[TASK OBJECTIVE] Drop every picture, then transcribe the remaining data exactly.

[COLLECTED DATA]
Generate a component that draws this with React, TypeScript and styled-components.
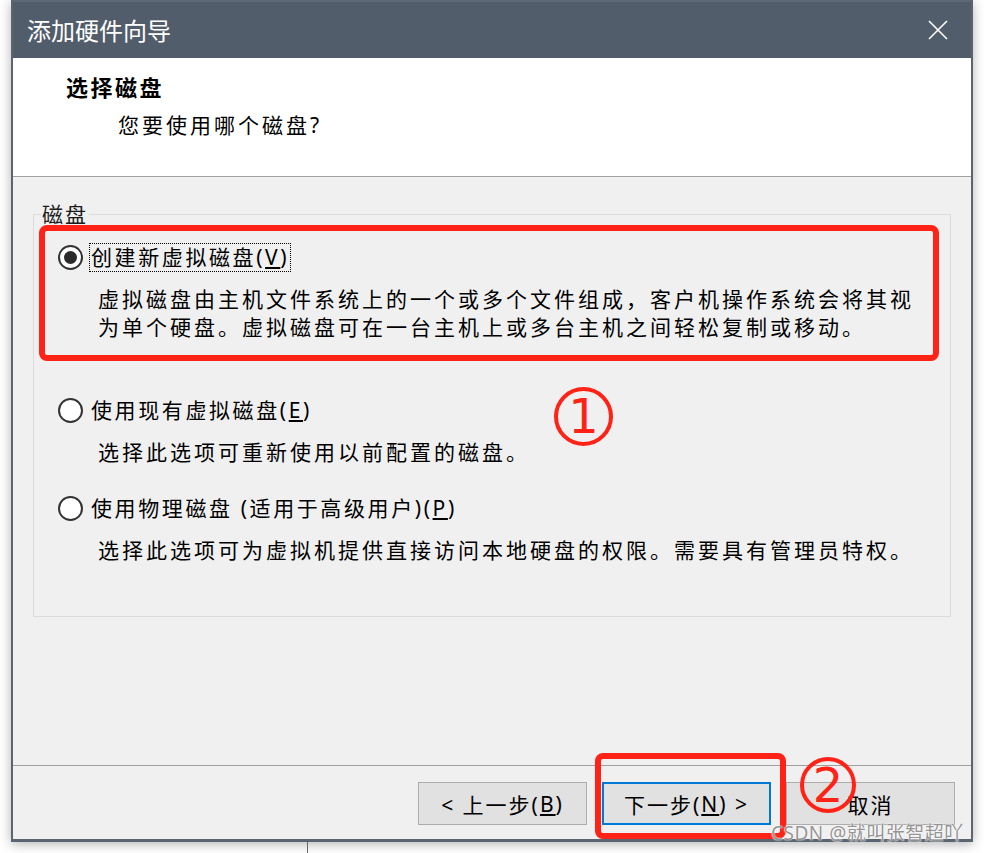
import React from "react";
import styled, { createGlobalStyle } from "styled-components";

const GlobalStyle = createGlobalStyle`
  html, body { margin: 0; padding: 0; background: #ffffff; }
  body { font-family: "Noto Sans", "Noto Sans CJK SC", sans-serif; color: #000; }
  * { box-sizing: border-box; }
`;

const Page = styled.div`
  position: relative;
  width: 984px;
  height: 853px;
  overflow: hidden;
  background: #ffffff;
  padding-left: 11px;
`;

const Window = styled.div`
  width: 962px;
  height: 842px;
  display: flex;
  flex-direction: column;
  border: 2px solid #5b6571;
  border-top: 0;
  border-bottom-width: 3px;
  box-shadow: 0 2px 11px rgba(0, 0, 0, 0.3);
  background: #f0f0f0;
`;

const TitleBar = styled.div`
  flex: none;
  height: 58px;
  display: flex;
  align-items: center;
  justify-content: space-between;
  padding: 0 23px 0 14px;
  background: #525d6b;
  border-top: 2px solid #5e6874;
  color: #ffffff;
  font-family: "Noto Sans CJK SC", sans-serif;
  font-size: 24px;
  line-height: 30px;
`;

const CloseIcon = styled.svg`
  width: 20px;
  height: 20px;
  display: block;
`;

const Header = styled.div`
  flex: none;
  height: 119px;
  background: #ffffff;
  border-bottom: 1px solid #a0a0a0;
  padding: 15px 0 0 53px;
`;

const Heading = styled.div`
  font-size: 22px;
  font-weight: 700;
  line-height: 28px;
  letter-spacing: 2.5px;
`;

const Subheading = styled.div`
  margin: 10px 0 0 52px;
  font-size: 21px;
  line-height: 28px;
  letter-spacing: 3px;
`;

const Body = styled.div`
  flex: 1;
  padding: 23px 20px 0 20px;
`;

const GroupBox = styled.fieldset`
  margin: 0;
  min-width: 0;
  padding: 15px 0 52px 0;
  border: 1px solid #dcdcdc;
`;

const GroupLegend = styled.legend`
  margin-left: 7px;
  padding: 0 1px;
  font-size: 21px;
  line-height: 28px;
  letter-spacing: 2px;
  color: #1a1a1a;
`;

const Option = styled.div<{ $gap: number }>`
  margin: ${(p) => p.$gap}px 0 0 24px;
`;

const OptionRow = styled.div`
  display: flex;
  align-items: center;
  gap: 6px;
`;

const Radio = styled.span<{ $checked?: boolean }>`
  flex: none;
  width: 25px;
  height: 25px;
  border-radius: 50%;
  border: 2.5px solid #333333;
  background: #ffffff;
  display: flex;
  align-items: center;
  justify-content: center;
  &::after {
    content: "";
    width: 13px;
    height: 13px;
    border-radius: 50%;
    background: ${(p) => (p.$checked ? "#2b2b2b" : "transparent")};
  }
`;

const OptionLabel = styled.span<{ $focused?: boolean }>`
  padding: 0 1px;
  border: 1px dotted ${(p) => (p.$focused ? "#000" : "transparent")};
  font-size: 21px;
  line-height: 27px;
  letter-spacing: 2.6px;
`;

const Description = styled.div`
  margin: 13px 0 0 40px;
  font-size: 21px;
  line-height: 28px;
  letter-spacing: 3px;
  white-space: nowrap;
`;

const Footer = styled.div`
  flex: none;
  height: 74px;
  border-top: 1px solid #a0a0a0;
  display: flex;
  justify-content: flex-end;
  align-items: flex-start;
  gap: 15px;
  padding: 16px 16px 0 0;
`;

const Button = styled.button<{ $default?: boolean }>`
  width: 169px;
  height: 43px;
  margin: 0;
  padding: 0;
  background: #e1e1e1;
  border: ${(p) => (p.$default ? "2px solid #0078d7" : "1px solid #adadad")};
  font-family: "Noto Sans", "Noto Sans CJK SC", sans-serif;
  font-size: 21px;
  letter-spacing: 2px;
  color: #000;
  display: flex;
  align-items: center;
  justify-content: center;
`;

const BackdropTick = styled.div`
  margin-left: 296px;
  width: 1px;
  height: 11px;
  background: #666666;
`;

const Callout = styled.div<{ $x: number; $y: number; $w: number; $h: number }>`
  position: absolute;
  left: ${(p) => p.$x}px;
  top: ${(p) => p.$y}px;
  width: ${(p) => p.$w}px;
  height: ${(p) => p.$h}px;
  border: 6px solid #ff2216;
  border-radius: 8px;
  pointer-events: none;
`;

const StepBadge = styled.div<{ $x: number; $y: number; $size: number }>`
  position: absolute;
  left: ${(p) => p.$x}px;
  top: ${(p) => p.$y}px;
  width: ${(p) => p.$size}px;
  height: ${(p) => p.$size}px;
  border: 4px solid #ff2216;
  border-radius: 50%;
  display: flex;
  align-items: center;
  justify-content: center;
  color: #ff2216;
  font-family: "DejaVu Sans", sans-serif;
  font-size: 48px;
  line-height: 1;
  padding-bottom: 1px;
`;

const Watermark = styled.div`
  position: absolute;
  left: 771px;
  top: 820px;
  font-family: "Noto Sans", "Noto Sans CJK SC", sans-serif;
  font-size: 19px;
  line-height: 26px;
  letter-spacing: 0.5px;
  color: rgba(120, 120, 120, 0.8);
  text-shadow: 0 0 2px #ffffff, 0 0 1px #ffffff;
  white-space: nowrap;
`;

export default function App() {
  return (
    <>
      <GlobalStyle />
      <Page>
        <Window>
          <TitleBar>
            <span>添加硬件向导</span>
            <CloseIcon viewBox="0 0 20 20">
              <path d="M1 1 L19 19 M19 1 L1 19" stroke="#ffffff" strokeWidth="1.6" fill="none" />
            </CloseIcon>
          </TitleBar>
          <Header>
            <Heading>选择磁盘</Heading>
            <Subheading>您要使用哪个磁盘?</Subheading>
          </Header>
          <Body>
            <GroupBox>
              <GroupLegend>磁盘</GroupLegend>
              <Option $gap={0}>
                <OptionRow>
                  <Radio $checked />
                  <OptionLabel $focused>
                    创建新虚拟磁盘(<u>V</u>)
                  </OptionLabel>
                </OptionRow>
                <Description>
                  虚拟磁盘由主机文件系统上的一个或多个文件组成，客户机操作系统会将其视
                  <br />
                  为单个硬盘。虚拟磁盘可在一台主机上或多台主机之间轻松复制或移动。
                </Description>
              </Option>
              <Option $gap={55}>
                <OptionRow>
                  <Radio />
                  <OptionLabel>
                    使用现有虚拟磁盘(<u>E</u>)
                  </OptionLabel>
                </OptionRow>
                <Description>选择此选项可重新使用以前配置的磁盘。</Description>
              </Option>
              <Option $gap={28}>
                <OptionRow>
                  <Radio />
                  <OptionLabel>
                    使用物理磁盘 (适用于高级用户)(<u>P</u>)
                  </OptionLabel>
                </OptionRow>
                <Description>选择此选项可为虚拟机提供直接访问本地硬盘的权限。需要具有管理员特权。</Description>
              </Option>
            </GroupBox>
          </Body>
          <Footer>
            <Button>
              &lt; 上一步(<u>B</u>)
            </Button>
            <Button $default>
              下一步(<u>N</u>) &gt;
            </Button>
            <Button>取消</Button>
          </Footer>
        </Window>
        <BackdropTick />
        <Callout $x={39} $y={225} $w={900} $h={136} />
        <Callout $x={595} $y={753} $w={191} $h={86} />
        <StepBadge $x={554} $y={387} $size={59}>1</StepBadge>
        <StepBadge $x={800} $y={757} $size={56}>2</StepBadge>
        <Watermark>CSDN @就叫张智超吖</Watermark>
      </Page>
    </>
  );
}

[EXERCISE SOLUTION]
Generate a component that draws this with React, TypeScript and styled-components.
import React from "react";
import styled, { createGlobalStyle } from "styled-components";

const GlobalStyle = createGlobalStyle`
  html, body { margin: 0; padding: 0; background: #ffffff; }
  body { font-family: "Noto Sans", "Noto Sans CJK SC", sans-serif; color: #000; }
  * { box-sizing: border-box; }
`;

const Page = styled.div`
  position: relative;
  width: 984px;
  height: 853px;
  overflow: hidden;
  background: #ffffff;
  padding-left: 11px;
`;

const Window = styled.div`
  width: 962px;
  height: 842px;
  display: flex;
  flex-direction: column;
  border: 2px solid #5b6571;
  border-top: 0;
  border-bottom-width: 3px;
  box-shadow: 0 2px 11px rgba(0, 0, 0, 0.3);
  background: #f0f0f0;
`;

const TitleBar = styled.div`
  flex: none;
  height: 58px;
  display: flex;
  align-items: center;
  justify-content: space-between;
  padding: 0 23px 0 14px;
  background: #525d6b;
  border-top: 2px solid #5e6874;
  color: #ffffff;
  font-family: "Noto Sans CJK SC", sans-serif;
  font-size: 24px;
  line-height: 30px;
`;

const CloseIcon = styled.svg`
  width: 20px;
  height: 20px;
  display: block;
`;

const Header = styled.div`
  flex: none;
  height: 119px;
  background: #ffffff;
  border-bottom: 1px solid #a0a0a0;
  padding: 15px 0 0 53px;
`;

const Heading = styled.div`
  font-size: 22px;
  font-weight: 700;
  line-height: 28px;
  letter-spacing: 2.5px;
`;

const Subheading = styled.div`
  margin: 10px 0 0 52px;
  font-size: 21px;
  line-height: 28px;
  letter-spacing: 3px;
`;

const Body = styled.div`
  flex: 1;
  padding: 23px 20px 0 20px;
`;

const GroupBox = styled.fieldset`
  margin: 0;
  min-width: 0;
  padding: 15px 0 52px 0;
  border: 1px solid #dcdcdc;
`;

const GroupLegend = styled.legend`
  margin-left: 7px;
  padding: 0 1px;
  font-size: 21px;
  line-height: 28px;
  letter-spacing: 2px;
  color: #1a1a1a;
`;

const Option = styled.div<{ $gap: number }>`
  margin: ${(p) => p.$gap}px 0 0 24px;
`;

const OptionRow = styled.div`
  display: flex;
  align-items: center;
  gap: 6px;
`;

const Radio = styled.span<{ $checked?: boolean }>`
  flex: none;
  width: 25px;
  height: 25px;
  border-radius: 50%;
  border: 2.5px solid #333333;
  background: #ffffff;
  display: flex;
  align-items: center;
  justify-content: center;
  &::after {
    content: "";
    width: 13px;
    height: 13px;
    border-radius: 50%;
    background: ${(p) => (p.$checked ? "#2b2b2b" : "transparent")};
  }
`;

const OptionLabel = styled.span<{ $focused?: boolean }>`
  padding: 0 1px;
  border: 1px dotted ${(p) => (p.$focused ? "#000" : "transparent")};
  font-size: 21px;
  line-height: 27px;
  letter-spacing: 2.6px;
`;

const Description = styled.div`
  margin: 13px 0 0 40px;
  font-size: 21px;
  line-height: 28px;
  letter-spacing: 3px;
  white-space: nowrap;
`;

const Footer = styled.div`
  flex: none;
  height: 74px;
  border-top: 1px solid #a0a0a0;
  display: flex;
  justify-content: flex-end;
  align-items: flex-start;
  gap: 15px;
  padding: 16px 16px 0 0;
`;

const Button = styled.button<{ $default?: boolean }>`
  width: 169px;
  height: 43px;
  margin: 0;
  padding: 0;
  background: #e1e1e1;
  border: ${(p) => (p.$default ? "2px solid #0078d7" : "1px solid #adadad")};
  font-family: "Noto Sans", "Noto Sans CJK SC", sans-serif;
  font-size: 21px;
  letter-spacing: 2px;
  color: #000;
  display: flex;
  align-items: center;
  justify-content: center;
`;

const BackdropTick = styled.div`
  margin-left: 296px;
  width: 1px;
  height: 11px;
  background: #666666;
`;

const Callout = styled.div<{ $x: number; $y: number; $w: number; $h: number }>`
  position: absolute;
  left: ${(p) => p.$x}px;
  top: ${(p) => p.$y}px;
  width: ${(p) => p.$w}px;
  height: ${(p) => p.$h}px;
  border: 6px solid #ff2216;
  border-radius: 8px;
  pointer-events: none;
`;

const StepBadge = styled.div<{ $x: number; $y: number; $size: number }>`
  position: absolute;
  left: ${(p) => p.$x}px;
  top: ${(p) => p.$y}px;
  width: ${(p) => p.$size}px;
  height: ${(p) => p.$size}px;
  border: 4px solid #ff2216;
  border-radius: 50%;
  display: flex;
  align-items: center;
  justify-content: center;
  color: #ff2216;
  font-family: "DejaVu Sans", sans-serif;
  font-size: 48px;
  line-height: 1;
  padding-bottom: 1px;
`;

const Watermark = styled.div`
  position: absolute;
  left: 771px;
  top: 820px;
  font-family: "Noto Sans", "Noto Sans CJK SC", sans-serif;
  font-size: 19px;
  line-height: 26px;
  letter-spacing: 0.5px;
  color: rgba(120, 120, 120, 0.8);
  text-shadow: 0 0 2px #ffffff, 0 0 1px #ffffff;
  white-space: nowrap;
`;

export default function App() {
  return (
    <>
      <GlobalStyle />
      <Page>
        <Window>
          <TitleBar>
            <span>添加硬件向导</span>
            <CloseIcon viewBox="0 0 20 20">
              <path d="M1 1 L19 19 M19 1 L1 19" stroke="#ffffff" strokeWidth="1.6" fill="none" />
            </CloseIcon>
          </TitleBar>
          <Header>
            <Heading>选择磁盘</Heading>
            <Subheading>您要使用哪个磁盘?</Subheading>
          </Header>
          <Body>
            <GroupBox>
              <GroupLegend>磁盘</GroupLegend>
              <Option $gap={0}>
                <OptionRow>
                  <Radio $checked />
                  <OptionLabel $focused>
                    创建新虚拟磁盘(<u>V</u>)
                  </OptionLabel>
                </OptionRow>
                <Description>
                  虚拟磁盘由主机文件系统上的一个或多个文件组成，客户机操作系统会将其视
                  <br />
                  为单个硬盘。虚拟磁盘可在一台主机上或多台主机之间轻松复制或移动。
                </Description>
              </Option>
              <Option $gap={55}>
                <OptionRow>
                  <Radio />
                  <OptionLabel>
                    使用现有虚拟磁盘(<u>E</u>)
                  </OptionLabel>
                </OptionRow>
                <Description>选择此选项可重新使用以前配置的磁盘。</Description>
              </Option>
              <Option $gap={28}>
                <OptionRow>
                  <Radio />
                  <OptionLabel>
                    使用物理磁盘 (适用于高级用户)(<u>P</u>)
                  </OptionLabel>
                </OptionRow>
                <Description>选择此选项可为虚拟机提供直接访问本地硬盘的权限。需要具有管理员特权。</Description>
              </Option>
            </GroupBox>
          </Body>
          <Footer>
            <Button>
              &lt; 上一步(<u>B</u>)
            </Button>
            <Button $default>
              下一步(<u>N</u>) &gt;
            </Button>
            <Button>取消</Button>
          </Footer>
        </Window>
        <BackdropTick />
        <Callout $x={39} $y={225} $w={900} $h={136} />
        <Callout $x={595} $y={753} $w={191} $h={86} />
        <StepBadge $x={554} $y={387} $size={59}>1</StepBadge>
        <StepBadge $x={800} $y={757} $size={56}>2</StepBadge>
        <Watermark>CSDN @就叫张智超吖</Watermark>
      </Page>
    </>
  );
}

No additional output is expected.